The tape was of my sister Lee interviewing my dad in 2002. Most of the lore had been ingrained in our heads, but I’d forgotten exactly how my dad, Everett Woodman, had met his retired schoolteacher friend, P. A. Thiruvenkatachari, “Mr. Patch,” sometime in 1954.
At that time a young cultural affairs officer with the United States Information Service in Chennai, India, my father had been invited to give a talk in Chengalpattu, about thirty-five miles away. He barreled out there (not a trivial drive in those days), expecting to find a “young men’s association” and instead was greeted by fifteen or twenty men in their seventies or older. Drawing on his background in psychology, he spoke on Western theories of personality development. At the end, one of the venerable audience members rose to give the “vote of thanks.”
“It was a good speech,” allowed Mr. Patch. “Maybe not the best we ever heard, but a good speech.” Then the erudite Mr. Patch went through the talk and refuted it point by point.

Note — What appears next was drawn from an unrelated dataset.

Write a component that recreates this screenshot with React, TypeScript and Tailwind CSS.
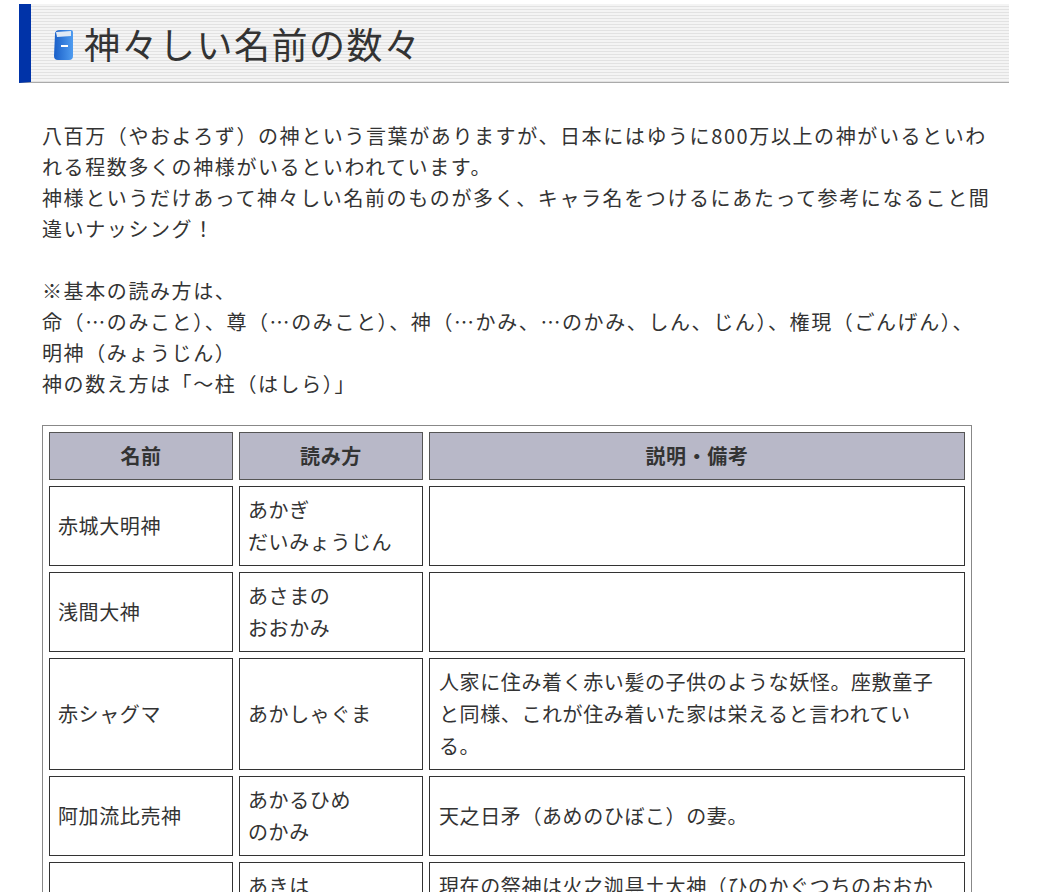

Thus began a friendship that lasted until Patch’s death in 1972. To paraphrase novelist George Eliot, theirs was a friendship of much agreement, some disputation, and yet more personal liking.
Another speaking engagement: Everett Woodman at PEN Conference, 1954. Seated second to right is Sarvapalli Radhakrishnan, then Vice-President of India, and, far right, Jawaharlal Nehru, then Prime Minister. The VP and the PM look decidedly underwhelmed.